Behind Taylor and Baker—or beside them, as the case may be—is a gaggle of competent runners, none of whom have shown exceptional ability. The Saint rushing will be sound but, saving Baker, not spectacular.

The spectacular arm of the Saint arsenal should be the air attack, where the addition of Dave Parks, whom New Orleans acquired in a trade with San Francisco, giving up Kevin Hardy and next year's first draft choice in the process, makes an already dangerous set of receivers more feared. Dan Abramowicz, the rookie whiz of 1967 who caught 50 passes for six touchdowns, will probably move to flanker, vacating the split-end spot for Parks. Monty Stickles, another ex-49er, is slated for tight end, where Kent Kramer played last year. Stickles is known primarily for his sure blocking; as a receiver he is limited to short passes. John Gilliam provides speedy relief for the wide men, and Ray Poage is also available, although he lacks real speed. If Kilmer, who is football's answer to a knuckleball pitcher, can get the ball to his talented catchers, the Saints should have a really good passing attack. Kilmer may be another Bobby Layne. Layne's passes sometimes traveled end over end, but they were almost always on target.

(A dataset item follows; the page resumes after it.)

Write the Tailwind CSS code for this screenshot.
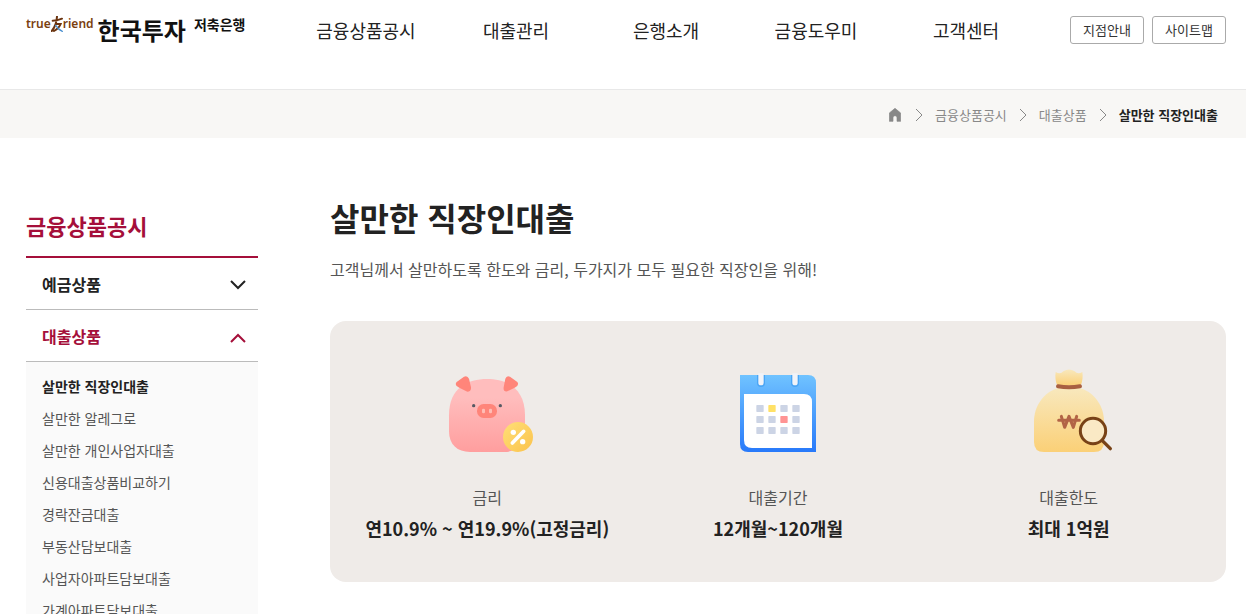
<!DOCTYPE html>
<html lang="ko">
<head>
    <meta charset="UTF-8">
    <meta name="viewport" content="width=device-width, initial-scale=1.0">
    <title>살만한 직장인대출 - 한국투자저축은행</title>
    <script src="https://cdn.jsdelivr.net/npm/@tailwindcss/browser@4"></script>
</head>
<body class="bg-white text-[#222] font-['Noto_Sans_CJK_KR',sans-serif]">
    <!-- Header -->
    <header class="flex items-start h-[90px] pl-[26px] pr-5 border-b border-[#e8e8e8]">
        <a href="#" class="flex items-start w-[265px] shrink-0 pt-3 whitespace-nowrap" aria-label="한국투자저축은행">
            <span class="flex items-center pt-1 text-xs leading-4 font-semibold text-[#7a4010] font-['Noto_Sans',sans-serif]">
                true
                <svg class="w-3 h-4" viewBox="0 0 36 48" fill="none" stroke-linecap="round">
                    <path d="M5 14C14 14 24 12 33 8M18 2C17 18 12 34 2 45M14 24H29C26 32 18 40 9 45" stroke="#6b3410" stroke-width="6" />
                    <path d="M14 28C19 36 25 42 34 46" stroke="#4a90d0" stroke-width="4" />
                </svg>
                riend
            </span>
            <span class="pl-1 pt-[2px] text-2xl leading-8 font-bold text-[#111]">한국투자</span>
            <span class="pl-2 text-sm leading-6 font-bold text-[#111]">저축은행</span>
        </a>
        <nav class="grid grid-cols-5 w-[750px] pt-4 text-lg leading-7 text-center">
            <a href="#">금융상품공시</a>
            <a href="#">대출관리</a>
            <a href="#">은행소개</a>
            <a href="#">금융도우미</a>
            <a href="#">고객센터</a>
        </nav>
        <div class="flex gap-2 ml-auto pt-4 text-[13px]">
            <button type="button" class="w-[74px] h-7 border border-[#aaa] rounded-[3px] text-[#333]">지점안내</button>
            <button type="button" class="w-[74px] h-7 border border-[#aaa] rounded-[3px] text-[#333]">사이트맵</button>
        </div>
    </header>

    <!-- Breadcrumb -->
    <nav class="flex items-center justify-end h-12 pr-7 pt-[2px] bg-[#f8f7f5] text-[13px] leading-5 text-[#888]" aria-label="현재 위치">
        <a href="#" aria-label="홈">
            <svg class="w-3 h-[14px]" viewBox="0 0 36 42" fill="#888"><path d="M18 1 35 15V40H24V29A6 6 0 0 0 12 29V40H1V15Z" stroke="#888" stroke-width="2" stroke-linejoin="round" /></svg>
        </a>
        <svg class="w-2 h-[14px] ml-[14px] mr-3" viewBox="0 0 8 14" fill="none" stroke="#888"><path d="m1 1 6 6-6 6" /></svg>
        <a href="#">금융상품공시</a>
        <svg class="w-2 h-[14px] mx-3" viewBox="0 0 8 14" fill="none" stroke="#888"><path d="m1 1 6 6-6 6" /></svg>
        <a href="#">대출상품</a>
        <svg class="w-2 h-[14px] mx-3" viewBox="0 0 8 14" fill="none" stroke="#888"><path d="m1 1 6 6-6 6" /></svg>
        <span class="font-bold text-[#222]">살만한 직장인대출</span>
    </nav>

    <div class="flex gap-[72px] pl-[26px] pr-5">
        <!-- Sidebar -->
        <aside class="w-[232px] shrink-0 pt-[72px]">
            <h2 class="h-12 border-b-2 border-[#a50f3a] text-[22px] leading-[30px] font-bold text-[#a50f3a]">금융상품공시</h2>
            <button type="button" class="flex items-center justify-between w-full h-[52px] pl-4 pr-3 border-b border-[#bbb] font-bold" aria-expanded="false">
                예금상품
                <svg class="w-4 h-4" viewBox="0 0 16 16" fill="none" stroke="currentColor" stroke-width="2"><path d="m1 5 7 7 7-7" /></svg>
            </button>
            <button type="button" class="flex items-center justify-between w-full h-[52px] pl-4 pr-3 border-b border-[#bbb] font-bold text-[#a50f3a]" aria-expanded="true">
                대출상품
                <svg class="w-4 h-4" viewBox="0 0 16 16" fill="none" stroke="currentColor" stroke-width="2"><path d="m1 14 7-7 7 7" /></svg>
            </button>
            <ul class="px-4 pt-2 bg-[#fafafa] text-sm leading-8 text-[#555]">
                <li><a href="#" class="font-bold text-[#222]">살만한 직장인대출</a></li>
                <li><a href="#">살만한 알레그로</a></li>
                <li><a href="#">살만한 개인사업자대출</a></li>
                <li><a href="#">신용대출상품비교하기</a></li>
                <li><a href="#">경락잔금대출</a></li>
                <li><a href="#">부동산담보대출</a></li>
                <li><a href="#">사업자아파트담보대출</a></li>
                <li><a href="#">가계아파트담보대출</a></li>
            </ul>
        </aside>

        <!-- Main Content -->
        <main class="flex-1 pt-[55px]">
            <h1 class="text-[32px] leading-12 font-bold">살만한 직장인대출</h1>
            <p class="pt-4 leading-6 text-[#555]">고객님께서 살만하도록 한도와 금리, 두가지가 모두 필요한 직장인을 위해!</p>

            <section class="grid grid-cols-3 mt-10 px-3 pt-10 pb-[39px] rounded-2xl bg-[#efebe8] text-center">
                <div>
                    <svg class="w-[100px] h-[100px] mx-auto" viewBox="21 3 300 300">
                        <defs>
                            <linearGradient id="pig" x2="0" y2="1"><stop offset=".25" stop-color="#ffbdbd" /><stop offset="1" stop-color="#ff9e9e" /></linearGradient>
                            <linearGradient id="coin" x2="1" y2="1"><stop stop-color="#ffdf78" /><stop offset="1" stop-color="#fbc34c" /></linearGradient>
                        </defs>
                        <path d="M171 57C228 57 285 82 285 166V214C285 254 260 276 222 276H120C82 276 57 254 57 214V166C57 82 114 57 171 57Z" fill="url(#pig)" />
                        <path d="M80 66 102 50Q112 45 117 56L123 82Q124 95 112 95L88 83Q72 76 80 66ZM262 66 240 50Q230 45 226 56L221 82Q219 96 232 94L254 83Q269 76 262 66Z" fill="#ff857a" />
                        <circle cx="131" cy="137" r="5" fill="#555963" />
                        <circle cx="211" cy="137" r="5" fill="#555963" />
                        <rect x="141" y="132" width="60" height="42" rx="20" fill="#ff857a" />
                        <rect x="156" y="146" width="9" height="14" rx="4" fill="#ffbdb5" />
                        <rect x="177" y="146" width="9" height="14" rx="4" fill="#ffbdb5" />
                        <circle cx="264" cy="231" r="45" fill="url(#coin)" />
                        <path d="m247 249 34-35" stroke="#fff" stroke-width="11" stroke-linecap="round" />
                        <circle cx="250" cy="217" r="8" fill="#fff" />
                        <circle cx="278" cy="245" r="8" fill="#fff" />
                    </svg>
                    <p class="pt-6 leading-6 text-[#555]">금리</p>
                    <p class="pt-1 text-lg leading-[30px] font-bold">연10.9% ~ 연19.9%(고정금리)</p>
                </div>
                <div>
                    <svg class="w-[100px] h-[100px] mx-auto" viewBox="24 3 300 300">
                        <defs>
                            <linearGradient id="cal" x2="0" y2="1"><stop stop-color="#70c3ff" /><stop offset="1" stop-color="#2879fa" /></linearGradient>
                        </defs>
                        <path d="M60 45H264Q288 45 288 69V276H84Q60 276 60 252Z" fill="url(#cal)" />
                        <path d="M72 102H252Q276 102 276 126V264H96Q72 264 72 240Z" fill="#fff" />
                        <path d="M111 45V69a12 12 0 0 0 24 0V45ZM213 45V69a12 12 0 0 0 24 0V45Z" fill="#4aa5f5" />
                        <path d="M115 40H131V68a8 8 0 0 1-16 0ZM217 40H233V68a8 8 0 0 1-16 0Z" fill="#f1f3f8" />
                        <g fill="#ccd4e5">
                            <rect x="109" y="135" width="22" height="21" rx="2" />
                            <rect x="145" y="135" width="22" height="21" rx="2" fill="#ffe166" />
                            <rect x="181" y="135" width="22" height="21" rx="2" />
                            <rect x="217" y="135" width="22" height="21" rx="2" />
                            <rect x="109" y="168" width="22" height="21" rx="2" />
                            <rect x="145" y="168" width="22" height="21" rx="2" />
                            <rect x="181" y="168" width="22" height="21" rx="2" fill="#ff9494" />
                            <rect x="217" y="168" width="22" height="21" rx="2" />
                            <rect x="109" y="201" width="22" height="21" rx="2" />
                            <rect x="145" y="201" width="22" height="21" rx="2" />
                            <rect x="181" y="201" width="22" height="21" rx="2" />
                            <rect x="217" y="201" width="22" height="21" rx="2" />
                        </g>
                    </svg>
                    <p class="pt-6 leading-6 text-[#555]">대출기간</p>
                    <p class="pt-1 text-lg leading-[30px] font-bold">12개월~120개월</p>
                </div>
                <div>
                    <svg class="w-[100px] h-[100px] mx-auto" viewBox="27 3 300 300">
                        <defs>
                            <linearGradient id="bag" x2="0" y2="1"><stop stop-color="#f8e8bd" /><stop offset="1" stop-color="#fbd077" /></linearGradient>
                        </defs>
                        <path d="M144 84H210C255 98 282 140 282 184V246Q282 276 252 276H102Q72 276 72 246V184C72 140 99 98 144 84Z" fill="url(#bag)" />
                        <path d="M142 77C136 63 135 49 137 36Q151 44 160 34Q177 23 194 34Q203 44 217 36C219 49 218 63 212 77Z" fill="url(#bag)" />
                        <path d="M144 79Q177 85 210 79" fill="none" stroke="#a85f41" stroke-width="12" stroke-linecap="round" />
                        <path d="M154 169 164 202 177 169 190 202 200 169M146 181H208" fill="none" stroke="#b26446" stroke-width="9" stroke-linecap="round" stroke-linejoin="round" />
                        <circle cx="249" cy="213" r="38" fill="#fae9c5" stroke="#784217" stroke-width="9" />
                        <path d="m277 242 24 24" stroke="#784217" stroke-width="10" stroke-linecap="round" />
                    </svg>
                    <p class="pt-6 leading-6 text-[#555]">대출한도</p>
                    <p class="pt-1 text-lg leading-[30px] font-bold">최대 1억원</p>
                </div>
            </section>
        </main>
    </div>
</body>
</html>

Kilmer needed his considerable running ability in 1967 to survive and probably will have to depend on his legs more than his blockers again this season. The offensive line is eager and some of it is young, but it has not developed the cohesion and thrust which mark a good line. Del Williams, in his second season at right guard, has a bright future in the NFL, and Jake Kupp, the other guard, has useful experience. Joe Wendryhoski, a five-year man, has the job at center. The tackles have been barely adequate, and an experiment in moving Crittendon to offense failed. The line does not block sharply enough to sustain a ground attack, and this puts an added burden on the passing.

One place where the Saints have no worries at all is in their kicking game. Pencil-thin Charley Durkee handles kickoffs and placekicks well, and Tom McNeil was tied for second in the NFL in punting.